> **Short exercise**
From the listing below, return each line that includes "index".

> **Information shown**

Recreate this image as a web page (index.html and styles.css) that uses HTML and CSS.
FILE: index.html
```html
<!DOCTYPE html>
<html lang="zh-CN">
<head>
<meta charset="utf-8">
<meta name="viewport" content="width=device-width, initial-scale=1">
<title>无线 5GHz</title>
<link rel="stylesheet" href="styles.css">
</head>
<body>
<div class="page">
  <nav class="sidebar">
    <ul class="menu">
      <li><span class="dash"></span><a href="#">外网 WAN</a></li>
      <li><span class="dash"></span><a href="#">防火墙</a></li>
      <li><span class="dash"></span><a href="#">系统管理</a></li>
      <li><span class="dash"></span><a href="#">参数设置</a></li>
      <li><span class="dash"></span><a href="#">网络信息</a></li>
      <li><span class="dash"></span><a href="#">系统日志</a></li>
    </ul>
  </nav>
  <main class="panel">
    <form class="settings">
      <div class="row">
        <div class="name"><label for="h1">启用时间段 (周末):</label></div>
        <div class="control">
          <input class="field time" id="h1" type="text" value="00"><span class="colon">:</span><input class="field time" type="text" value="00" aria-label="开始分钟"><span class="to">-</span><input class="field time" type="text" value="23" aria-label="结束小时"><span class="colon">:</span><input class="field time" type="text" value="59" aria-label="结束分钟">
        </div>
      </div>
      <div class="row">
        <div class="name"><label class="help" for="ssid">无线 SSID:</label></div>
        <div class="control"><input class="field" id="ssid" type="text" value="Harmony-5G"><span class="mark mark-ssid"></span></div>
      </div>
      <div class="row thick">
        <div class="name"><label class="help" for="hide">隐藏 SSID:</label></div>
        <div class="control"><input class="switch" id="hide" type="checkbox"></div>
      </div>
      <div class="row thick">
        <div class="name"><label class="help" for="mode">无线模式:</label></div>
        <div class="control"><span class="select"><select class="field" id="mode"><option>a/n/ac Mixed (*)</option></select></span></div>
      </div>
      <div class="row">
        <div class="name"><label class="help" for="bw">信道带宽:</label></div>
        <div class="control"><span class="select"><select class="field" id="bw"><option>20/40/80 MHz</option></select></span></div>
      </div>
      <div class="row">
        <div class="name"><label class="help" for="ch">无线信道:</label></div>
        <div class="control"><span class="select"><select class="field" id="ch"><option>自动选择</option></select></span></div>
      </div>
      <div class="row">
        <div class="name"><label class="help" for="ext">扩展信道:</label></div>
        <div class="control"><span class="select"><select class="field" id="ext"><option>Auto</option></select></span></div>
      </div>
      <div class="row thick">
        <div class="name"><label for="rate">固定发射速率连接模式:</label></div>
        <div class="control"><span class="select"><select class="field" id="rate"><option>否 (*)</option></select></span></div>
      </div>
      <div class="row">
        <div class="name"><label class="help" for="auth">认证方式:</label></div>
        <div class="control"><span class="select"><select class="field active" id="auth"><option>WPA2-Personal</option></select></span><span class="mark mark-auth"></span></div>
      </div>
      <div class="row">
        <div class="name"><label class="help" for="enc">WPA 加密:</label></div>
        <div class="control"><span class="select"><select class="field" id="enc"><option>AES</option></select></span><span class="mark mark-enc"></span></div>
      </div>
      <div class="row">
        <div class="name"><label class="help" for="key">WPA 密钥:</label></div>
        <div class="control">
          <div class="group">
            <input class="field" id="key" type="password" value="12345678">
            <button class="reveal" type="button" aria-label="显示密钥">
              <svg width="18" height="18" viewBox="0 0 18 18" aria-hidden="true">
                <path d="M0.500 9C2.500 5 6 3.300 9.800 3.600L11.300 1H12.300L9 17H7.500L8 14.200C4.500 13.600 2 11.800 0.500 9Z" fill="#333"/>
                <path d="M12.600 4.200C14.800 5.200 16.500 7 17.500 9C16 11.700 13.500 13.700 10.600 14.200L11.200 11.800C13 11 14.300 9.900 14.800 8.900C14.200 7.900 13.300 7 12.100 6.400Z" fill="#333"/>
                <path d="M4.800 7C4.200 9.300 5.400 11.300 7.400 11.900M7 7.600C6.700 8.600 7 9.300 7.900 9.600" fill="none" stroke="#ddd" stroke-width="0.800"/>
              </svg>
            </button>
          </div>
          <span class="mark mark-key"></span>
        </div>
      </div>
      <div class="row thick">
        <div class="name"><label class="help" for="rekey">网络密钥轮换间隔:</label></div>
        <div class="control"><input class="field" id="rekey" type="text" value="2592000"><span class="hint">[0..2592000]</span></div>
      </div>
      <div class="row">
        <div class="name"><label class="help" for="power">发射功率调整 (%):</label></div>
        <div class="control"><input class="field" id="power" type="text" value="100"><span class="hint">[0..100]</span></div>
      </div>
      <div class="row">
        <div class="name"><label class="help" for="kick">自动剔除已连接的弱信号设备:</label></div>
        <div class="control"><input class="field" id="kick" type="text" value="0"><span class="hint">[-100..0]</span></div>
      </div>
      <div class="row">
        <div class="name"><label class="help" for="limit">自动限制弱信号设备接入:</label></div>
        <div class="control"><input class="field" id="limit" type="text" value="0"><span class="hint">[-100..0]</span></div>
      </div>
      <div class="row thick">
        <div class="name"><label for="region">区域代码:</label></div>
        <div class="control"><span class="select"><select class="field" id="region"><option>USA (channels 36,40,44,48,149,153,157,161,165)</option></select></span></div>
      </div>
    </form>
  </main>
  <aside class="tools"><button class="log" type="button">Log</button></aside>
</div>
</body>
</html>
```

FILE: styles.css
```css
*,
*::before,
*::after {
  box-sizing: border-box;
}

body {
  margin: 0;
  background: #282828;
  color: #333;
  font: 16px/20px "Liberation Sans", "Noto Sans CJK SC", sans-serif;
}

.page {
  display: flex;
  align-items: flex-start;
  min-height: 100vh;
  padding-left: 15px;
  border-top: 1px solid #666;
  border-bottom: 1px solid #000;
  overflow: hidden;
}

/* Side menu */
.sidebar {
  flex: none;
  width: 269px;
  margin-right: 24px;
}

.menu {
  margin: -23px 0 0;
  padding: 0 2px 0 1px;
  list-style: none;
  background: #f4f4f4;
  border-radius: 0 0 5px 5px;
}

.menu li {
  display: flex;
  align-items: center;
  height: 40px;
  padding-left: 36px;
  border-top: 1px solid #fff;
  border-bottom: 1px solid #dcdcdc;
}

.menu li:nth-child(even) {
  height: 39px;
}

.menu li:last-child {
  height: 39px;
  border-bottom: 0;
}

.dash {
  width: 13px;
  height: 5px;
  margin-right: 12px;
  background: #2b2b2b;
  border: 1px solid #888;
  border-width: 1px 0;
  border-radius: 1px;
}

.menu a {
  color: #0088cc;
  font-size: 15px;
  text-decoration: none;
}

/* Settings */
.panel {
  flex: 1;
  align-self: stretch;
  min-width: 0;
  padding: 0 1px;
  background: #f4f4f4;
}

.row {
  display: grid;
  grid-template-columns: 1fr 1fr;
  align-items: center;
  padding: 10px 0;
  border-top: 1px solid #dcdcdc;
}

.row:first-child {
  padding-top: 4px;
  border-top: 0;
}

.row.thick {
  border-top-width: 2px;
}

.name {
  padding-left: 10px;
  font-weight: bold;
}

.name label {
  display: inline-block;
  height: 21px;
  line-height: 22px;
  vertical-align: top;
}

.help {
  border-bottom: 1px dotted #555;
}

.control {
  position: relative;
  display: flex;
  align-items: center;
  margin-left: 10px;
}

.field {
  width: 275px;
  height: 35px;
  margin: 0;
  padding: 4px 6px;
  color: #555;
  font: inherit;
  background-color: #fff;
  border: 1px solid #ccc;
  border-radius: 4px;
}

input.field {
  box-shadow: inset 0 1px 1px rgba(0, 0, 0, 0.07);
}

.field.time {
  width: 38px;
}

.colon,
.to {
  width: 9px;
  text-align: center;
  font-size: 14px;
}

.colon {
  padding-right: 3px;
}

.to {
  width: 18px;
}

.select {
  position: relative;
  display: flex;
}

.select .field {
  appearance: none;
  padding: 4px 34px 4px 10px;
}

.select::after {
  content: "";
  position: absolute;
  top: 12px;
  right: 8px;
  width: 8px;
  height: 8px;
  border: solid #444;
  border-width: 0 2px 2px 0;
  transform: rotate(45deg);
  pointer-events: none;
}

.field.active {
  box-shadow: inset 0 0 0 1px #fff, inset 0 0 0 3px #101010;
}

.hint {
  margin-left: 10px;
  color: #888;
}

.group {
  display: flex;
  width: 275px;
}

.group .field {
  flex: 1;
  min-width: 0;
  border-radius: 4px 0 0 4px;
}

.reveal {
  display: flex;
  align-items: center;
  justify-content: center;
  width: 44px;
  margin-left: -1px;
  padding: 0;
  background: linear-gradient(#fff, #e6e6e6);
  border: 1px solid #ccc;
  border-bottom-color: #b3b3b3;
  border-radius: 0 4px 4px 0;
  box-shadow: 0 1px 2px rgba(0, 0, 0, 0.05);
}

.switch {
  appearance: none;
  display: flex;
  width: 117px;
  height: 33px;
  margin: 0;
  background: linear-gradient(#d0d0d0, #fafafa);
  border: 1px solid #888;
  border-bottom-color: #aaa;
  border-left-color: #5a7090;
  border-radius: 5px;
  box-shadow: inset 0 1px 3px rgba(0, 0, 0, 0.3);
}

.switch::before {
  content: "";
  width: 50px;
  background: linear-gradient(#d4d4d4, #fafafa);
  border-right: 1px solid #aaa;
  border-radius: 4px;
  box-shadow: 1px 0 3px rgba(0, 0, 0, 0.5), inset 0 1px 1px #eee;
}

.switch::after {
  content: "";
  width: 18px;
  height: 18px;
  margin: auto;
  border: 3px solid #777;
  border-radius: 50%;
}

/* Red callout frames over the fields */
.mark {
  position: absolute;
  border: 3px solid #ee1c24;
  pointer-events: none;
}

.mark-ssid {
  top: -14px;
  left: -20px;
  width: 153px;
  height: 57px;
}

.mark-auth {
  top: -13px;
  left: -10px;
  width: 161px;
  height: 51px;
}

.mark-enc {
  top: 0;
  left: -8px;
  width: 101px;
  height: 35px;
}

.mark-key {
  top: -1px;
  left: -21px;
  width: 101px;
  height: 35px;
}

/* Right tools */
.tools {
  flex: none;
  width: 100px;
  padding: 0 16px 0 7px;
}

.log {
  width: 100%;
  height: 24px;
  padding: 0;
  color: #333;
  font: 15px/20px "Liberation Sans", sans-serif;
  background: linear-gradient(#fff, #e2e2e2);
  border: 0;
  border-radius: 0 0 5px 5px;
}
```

> **Exercise output**
Recreate this image as a web page (index.html and styles.css) that uses HTML and CSS.
FILE: index.html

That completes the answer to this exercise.